Exploration and Production
Worldwide production capital expenditures are projected to be $810 million during 2004. Key production investments will continue in Equatorial Guinea where the company is completing projects that will significantly increase gas condensate and liquefied petroleum gas production. In addition, Marathon will be targeting investments in support of the company's production growth and development projects in Russia, Norway and the Gulf of Mexico.
Marathon's 2004 worldwide exploration and exploitation budget of $302 million includes plans to drill 11 significant exploration wells in Angola, Equatorial Guinea, Norway, the Gulf of Mexico and Nova Scotia. Exploitation activities will focus on projects primarily in the United States. Exploitation includes data gathering and drilling of wells in and around current producing areas that, while not without risk, have lower risk than most exploration activities.
Refining, Marketing and Transportation
Refining, marketing and transportation capital expenditures, which include 100 percent of MAP, are expected to total $788 million.

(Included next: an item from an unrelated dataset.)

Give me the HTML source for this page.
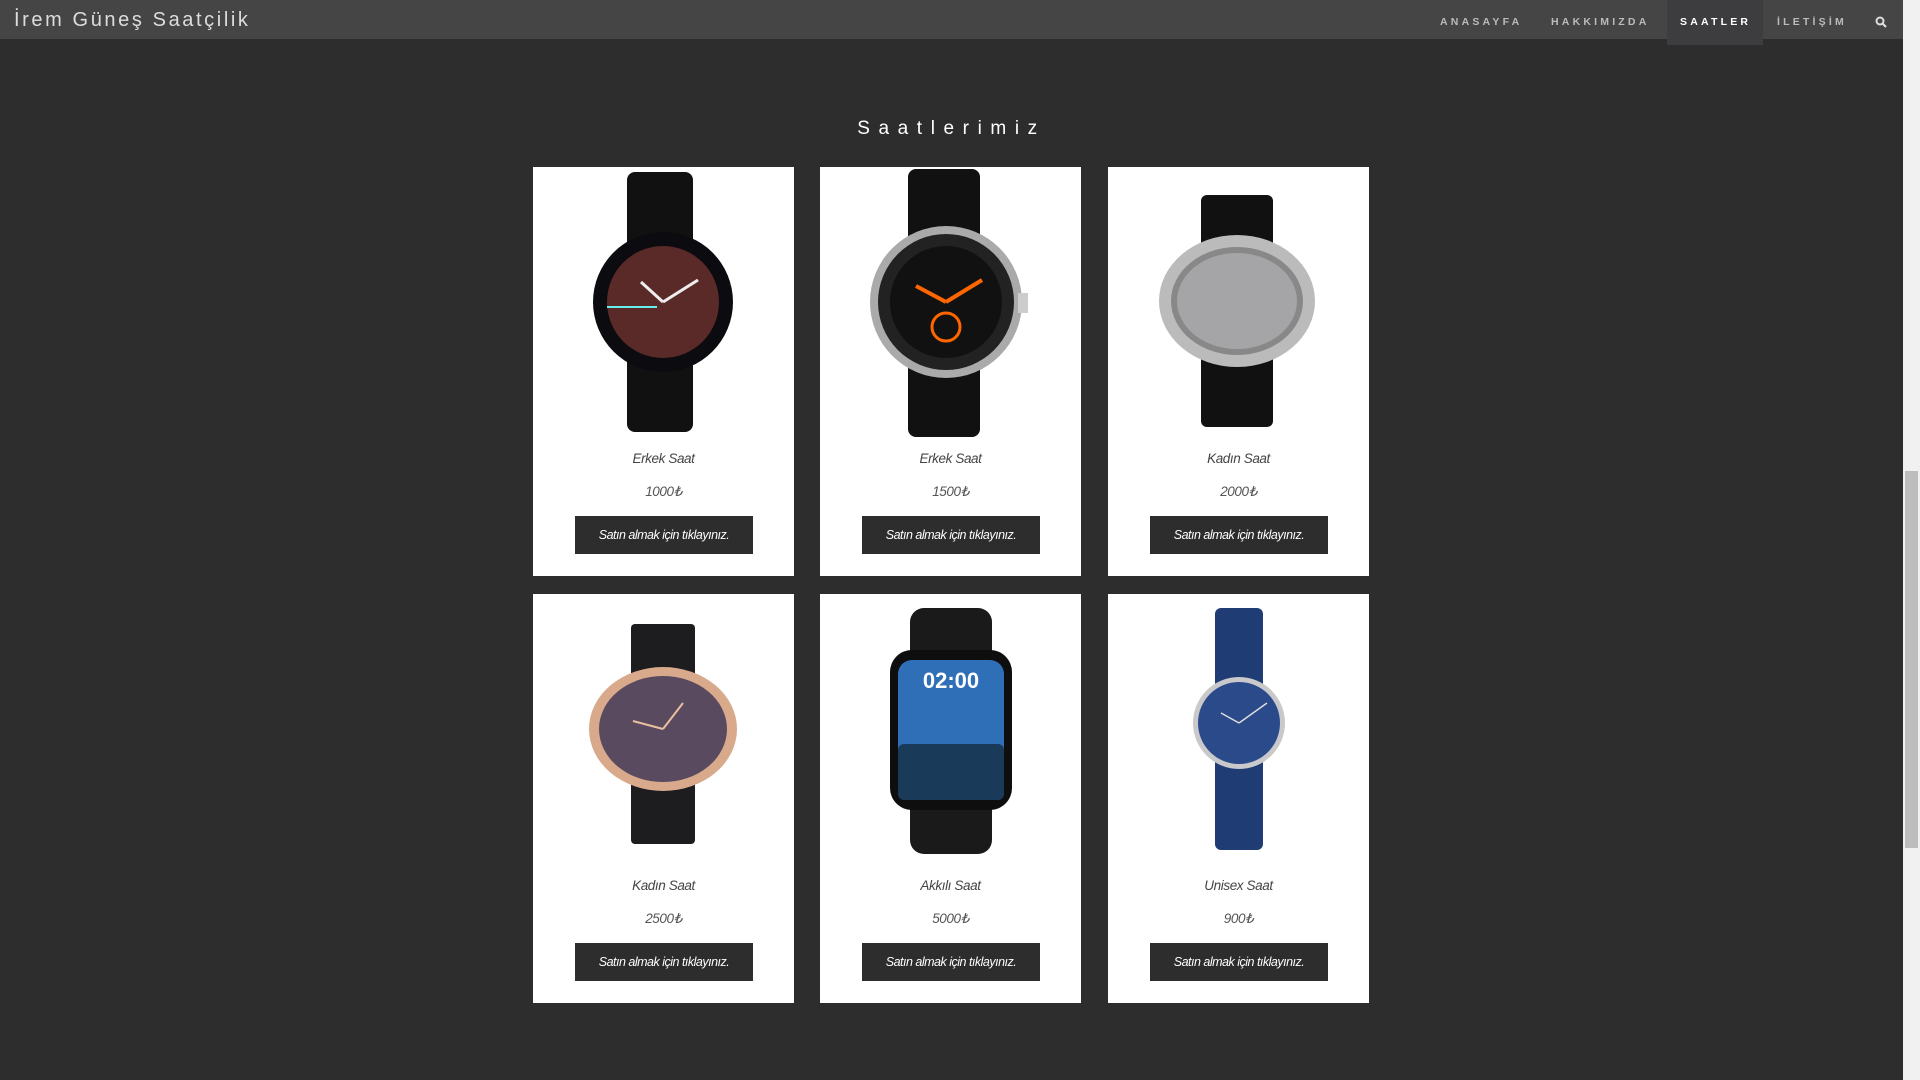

These expenditures will be allocated primarily to refinery expansion and upgrading projects, as well as investments necessary to meet required low sulfur (Tier 2) gasoline and ultra-low sulfur diesel fuel specifications.
Marathon has budgeted $263 million for integrated gas investments during 2004. The majority of these expenditures will be made in support of the company's proposed Equatorial Guinea liquefied natural gas project.
Corporate and Capitalized Interest
During 2004, corporate spending and capitalized interest is expected to total approximately $96 million. The corporate capital budget will include investments in information technology, as well as other corporate support areas.